Though Robert Golden claimed during an appeal hearing that he received the ticket Feb. 10 while waiting on line at a pay machine, Parking Manager Stacy Miltenberg said she spoke with the enforcement officer who issued it, and who had a different story.

“Because there have been times in the past where people were at the machine—especially on Saturdays because it’s busy—were at the machines paying and they were missed, he now waits to make sure there is nobody at the machine before he tickets the vehicles,” Miltenberg told members of the Parking Commission at their regular meeting, held in Town Hall. “And so when he went around ticketing there was no line at the machine at that point.”

Golden has a different version of events, saying he parked, went to the pay machine, purchased about one hour’s time, crossed Main Street to New Balance and when he came back to his car, “there was a ticket.”

“It’s a very simple story,” he told the commission. “I went, I parked, I paid.”

Chairman Keith Richey alone voted to void Golden’s ticket.

“So you are saying—that’s the kind of appeal I like—you are actually saying you weren’t guilty of this ticket,” Richey said, referring to a common practice among appellants to admit their guilt while bemoaning the parking rules they violate. “And that you took the appropriate actions and you shouldn’t haven’t gotten the ticket at all.”

Commissioners Peter Ogilvie and Pam Crum voted to uphold the ticket.
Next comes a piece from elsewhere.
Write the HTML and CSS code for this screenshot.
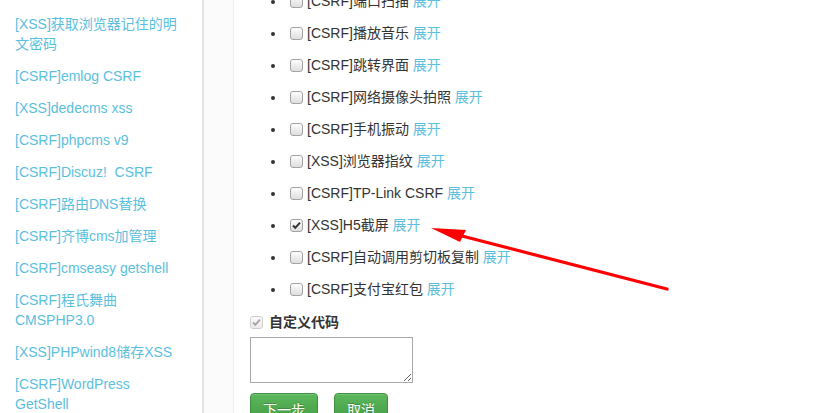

Commissioner Chris Hering had not yet arrived at the meeting and Stuart Stringfellow was absent.

Golden’s fate appeared to turn when Miltenberg noted that his parking ticket was issued at 12:01 p.m. that Saturday and he purchased his time for the space at 12:07 p.m.
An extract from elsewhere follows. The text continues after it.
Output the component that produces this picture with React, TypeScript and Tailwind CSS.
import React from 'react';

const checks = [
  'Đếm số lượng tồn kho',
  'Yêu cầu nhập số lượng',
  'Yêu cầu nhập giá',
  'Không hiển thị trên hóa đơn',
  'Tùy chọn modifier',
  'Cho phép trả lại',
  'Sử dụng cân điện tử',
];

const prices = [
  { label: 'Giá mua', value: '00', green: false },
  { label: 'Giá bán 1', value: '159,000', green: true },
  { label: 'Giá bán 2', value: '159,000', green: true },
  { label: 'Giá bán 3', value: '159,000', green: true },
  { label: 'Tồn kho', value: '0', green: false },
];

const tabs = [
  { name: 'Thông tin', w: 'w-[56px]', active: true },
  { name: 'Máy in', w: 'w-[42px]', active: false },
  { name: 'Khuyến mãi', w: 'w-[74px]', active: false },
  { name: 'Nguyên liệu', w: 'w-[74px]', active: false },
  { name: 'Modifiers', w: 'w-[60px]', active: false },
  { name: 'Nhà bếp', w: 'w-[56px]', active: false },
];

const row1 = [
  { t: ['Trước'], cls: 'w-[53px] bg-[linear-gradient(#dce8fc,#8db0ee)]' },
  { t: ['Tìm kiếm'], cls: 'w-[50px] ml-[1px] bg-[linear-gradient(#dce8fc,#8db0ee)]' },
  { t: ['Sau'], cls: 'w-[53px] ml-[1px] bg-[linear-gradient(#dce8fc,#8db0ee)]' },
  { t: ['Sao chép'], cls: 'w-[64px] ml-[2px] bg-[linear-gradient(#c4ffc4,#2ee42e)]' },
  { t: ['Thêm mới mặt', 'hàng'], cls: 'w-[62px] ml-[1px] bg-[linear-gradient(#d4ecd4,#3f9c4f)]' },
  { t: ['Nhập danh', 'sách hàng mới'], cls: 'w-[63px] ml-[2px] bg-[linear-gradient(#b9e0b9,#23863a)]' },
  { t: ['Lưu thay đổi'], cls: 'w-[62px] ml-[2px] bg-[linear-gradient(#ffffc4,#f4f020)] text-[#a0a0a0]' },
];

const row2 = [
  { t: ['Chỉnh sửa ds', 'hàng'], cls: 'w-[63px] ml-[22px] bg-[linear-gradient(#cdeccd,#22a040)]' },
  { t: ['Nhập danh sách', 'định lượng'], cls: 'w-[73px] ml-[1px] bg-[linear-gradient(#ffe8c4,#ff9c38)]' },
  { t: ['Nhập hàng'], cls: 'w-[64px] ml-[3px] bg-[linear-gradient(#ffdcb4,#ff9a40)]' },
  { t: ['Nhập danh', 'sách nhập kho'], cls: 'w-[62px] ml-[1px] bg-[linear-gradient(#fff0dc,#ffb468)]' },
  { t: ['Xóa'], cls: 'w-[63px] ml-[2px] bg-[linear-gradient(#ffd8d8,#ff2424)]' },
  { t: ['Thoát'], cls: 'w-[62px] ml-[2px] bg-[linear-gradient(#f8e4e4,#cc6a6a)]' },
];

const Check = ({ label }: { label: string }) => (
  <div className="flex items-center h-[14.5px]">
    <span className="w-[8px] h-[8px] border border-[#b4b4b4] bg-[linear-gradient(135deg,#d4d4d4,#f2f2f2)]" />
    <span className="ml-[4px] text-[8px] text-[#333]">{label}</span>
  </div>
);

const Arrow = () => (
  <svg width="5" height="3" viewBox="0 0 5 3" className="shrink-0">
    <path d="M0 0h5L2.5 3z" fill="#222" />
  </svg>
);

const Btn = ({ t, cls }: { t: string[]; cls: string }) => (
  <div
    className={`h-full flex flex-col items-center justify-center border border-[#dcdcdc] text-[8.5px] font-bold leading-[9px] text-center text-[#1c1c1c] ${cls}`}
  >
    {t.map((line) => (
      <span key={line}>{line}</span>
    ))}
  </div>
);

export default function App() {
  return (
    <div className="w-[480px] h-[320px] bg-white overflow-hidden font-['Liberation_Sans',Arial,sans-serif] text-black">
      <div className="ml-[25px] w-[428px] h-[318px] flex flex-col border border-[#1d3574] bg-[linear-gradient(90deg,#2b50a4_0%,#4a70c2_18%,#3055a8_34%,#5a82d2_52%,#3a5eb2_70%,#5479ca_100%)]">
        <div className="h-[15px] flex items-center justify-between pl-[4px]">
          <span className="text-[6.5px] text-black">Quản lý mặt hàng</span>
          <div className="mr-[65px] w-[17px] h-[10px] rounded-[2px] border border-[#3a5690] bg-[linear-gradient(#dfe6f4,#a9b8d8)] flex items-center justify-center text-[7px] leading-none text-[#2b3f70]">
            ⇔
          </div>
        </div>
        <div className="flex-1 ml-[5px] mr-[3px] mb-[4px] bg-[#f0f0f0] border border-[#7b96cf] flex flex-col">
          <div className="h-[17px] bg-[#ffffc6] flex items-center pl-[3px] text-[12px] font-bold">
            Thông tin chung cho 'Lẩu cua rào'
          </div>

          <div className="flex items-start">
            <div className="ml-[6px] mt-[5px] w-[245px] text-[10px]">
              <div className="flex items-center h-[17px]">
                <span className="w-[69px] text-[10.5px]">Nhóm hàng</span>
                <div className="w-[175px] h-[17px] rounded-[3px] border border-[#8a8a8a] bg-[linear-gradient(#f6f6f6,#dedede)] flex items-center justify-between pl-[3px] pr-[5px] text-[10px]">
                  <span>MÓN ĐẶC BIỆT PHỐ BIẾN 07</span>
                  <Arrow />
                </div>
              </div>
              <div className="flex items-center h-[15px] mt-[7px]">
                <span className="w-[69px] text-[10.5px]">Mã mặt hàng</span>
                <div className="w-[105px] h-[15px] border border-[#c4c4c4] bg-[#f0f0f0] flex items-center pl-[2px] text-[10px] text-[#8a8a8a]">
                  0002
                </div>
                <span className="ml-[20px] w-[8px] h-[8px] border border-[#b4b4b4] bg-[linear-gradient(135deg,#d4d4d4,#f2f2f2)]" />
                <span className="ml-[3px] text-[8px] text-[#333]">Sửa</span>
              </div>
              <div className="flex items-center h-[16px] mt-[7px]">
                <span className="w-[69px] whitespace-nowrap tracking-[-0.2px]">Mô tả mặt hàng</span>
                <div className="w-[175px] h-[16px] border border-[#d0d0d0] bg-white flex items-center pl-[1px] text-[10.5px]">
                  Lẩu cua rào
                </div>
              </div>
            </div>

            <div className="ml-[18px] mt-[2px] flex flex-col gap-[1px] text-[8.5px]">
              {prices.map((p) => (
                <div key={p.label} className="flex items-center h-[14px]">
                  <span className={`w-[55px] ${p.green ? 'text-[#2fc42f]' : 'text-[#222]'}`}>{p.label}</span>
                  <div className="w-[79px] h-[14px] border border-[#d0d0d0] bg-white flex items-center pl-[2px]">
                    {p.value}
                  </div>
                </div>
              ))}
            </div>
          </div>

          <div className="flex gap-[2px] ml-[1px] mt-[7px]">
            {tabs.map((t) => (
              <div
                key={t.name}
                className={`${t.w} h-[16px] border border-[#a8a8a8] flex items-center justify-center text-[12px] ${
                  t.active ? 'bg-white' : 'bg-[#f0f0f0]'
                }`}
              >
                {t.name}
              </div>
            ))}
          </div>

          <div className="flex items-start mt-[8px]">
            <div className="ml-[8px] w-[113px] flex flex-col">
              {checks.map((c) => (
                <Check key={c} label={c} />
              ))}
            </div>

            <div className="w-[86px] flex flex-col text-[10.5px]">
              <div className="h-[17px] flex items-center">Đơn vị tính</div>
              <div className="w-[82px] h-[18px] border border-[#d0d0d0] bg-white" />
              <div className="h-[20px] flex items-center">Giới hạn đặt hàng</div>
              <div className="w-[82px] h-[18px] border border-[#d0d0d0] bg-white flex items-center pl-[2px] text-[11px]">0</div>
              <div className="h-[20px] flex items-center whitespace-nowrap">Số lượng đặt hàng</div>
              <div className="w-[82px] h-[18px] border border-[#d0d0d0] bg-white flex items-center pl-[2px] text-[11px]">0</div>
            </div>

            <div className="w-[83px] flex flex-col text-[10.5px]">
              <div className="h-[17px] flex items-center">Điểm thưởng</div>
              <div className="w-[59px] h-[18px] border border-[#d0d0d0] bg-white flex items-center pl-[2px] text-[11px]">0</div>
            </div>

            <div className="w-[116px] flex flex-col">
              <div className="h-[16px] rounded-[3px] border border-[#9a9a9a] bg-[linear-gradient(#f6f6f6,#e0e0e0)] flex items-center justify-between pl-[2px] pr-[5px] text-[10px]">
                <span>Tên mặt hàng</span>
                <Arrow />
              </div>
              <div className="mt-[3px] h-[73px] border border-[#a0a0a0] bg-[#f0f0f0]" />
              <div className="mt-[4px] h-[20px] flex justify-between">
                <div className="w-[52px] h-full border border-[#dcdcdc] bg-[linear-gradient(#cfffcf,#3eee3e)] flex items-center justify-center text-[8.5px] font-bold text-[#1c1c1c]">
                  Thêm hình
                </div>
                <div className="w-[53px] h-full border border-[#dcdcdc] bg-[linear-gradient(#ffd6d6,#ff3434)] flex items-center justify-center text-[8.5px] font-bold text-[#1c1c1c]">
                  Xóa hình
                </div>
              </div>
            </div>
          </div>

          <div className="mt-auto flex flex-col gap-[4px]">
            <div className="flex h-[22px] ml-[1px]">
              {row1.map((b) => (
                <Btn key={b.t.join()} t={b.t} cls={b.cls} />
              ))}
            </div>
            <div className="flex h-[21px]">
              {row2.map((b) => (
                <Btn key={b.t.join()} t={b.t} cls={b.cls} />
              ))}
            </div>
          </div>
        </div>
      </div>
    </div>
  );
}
“Like I said, there was a line at the machine,” Golden said.

Asked by Ogilvie whether he paid for parking after getting the ticket, Golden answered: “No, absolutely not. I paid for my parking, I went across the street to the shoe store then when I came back to my car there was a ticket on my car.”

Asked whether he saw a parking attendant at Morse Court, Golden said no.

“I don’t know what happened,” he said. “I can only give you my side of the story.”

However, Miltenberg said she verified with parking enforcement officers that “it would never takes six minutes to pay for as a space, the lots are not that busy nowadays.

During deliberations, Crum said: “The problem I have is it was six minutes after the ticket was issued, so I am going to have to uphold.”

When Richey started to say that “it is very easy to be in that line for six minutes,” Ogilvie pointed at that the commission had already voted, closing the matter.

2 thoughts on “‘There Was No Line at the Machine’: Parking Commission Upholds $25 Ticket for Greenwich Man Who Claims He Paid for Space at Morse Court

  1. That one would drive the 30 minutes from Greenwich at 8:00 on a winter night to protest a $25 parking fine borders on the absurd and on that factor alone the ticket should have been voided.
    That said, the issues often created by the new 2 hour parking limit in the middle of winter indicate problems to come in May and again from November until year end and therefore the overtime ticket should be more stringent with its fine in order to maintain fluidity on street.

  2. Kindly, if I may expound. The parking issue is often created by those with bad manners. There are those who are of employment in town who are taking advantage of the generosity shown to shoppers/diners with the 2 hour limit. They park on street right after the enforcement person passes. That behavior essentially translates into 4 hour parking for them. That is poor etiquette. When I served on the Parking Commission I regularly said concentrate on those abusers and lighten up on true shoppers. I would always receive the response that such was “selective enforcement”. I would then respond “so what? do it anyway”. the standard response was always “no”.
    we are trying to get store/restaurant patrons to be active in our village. How much sense does it make for the very same local employees yearning for more lively business to be usurping the very same spaces the desired patron would use?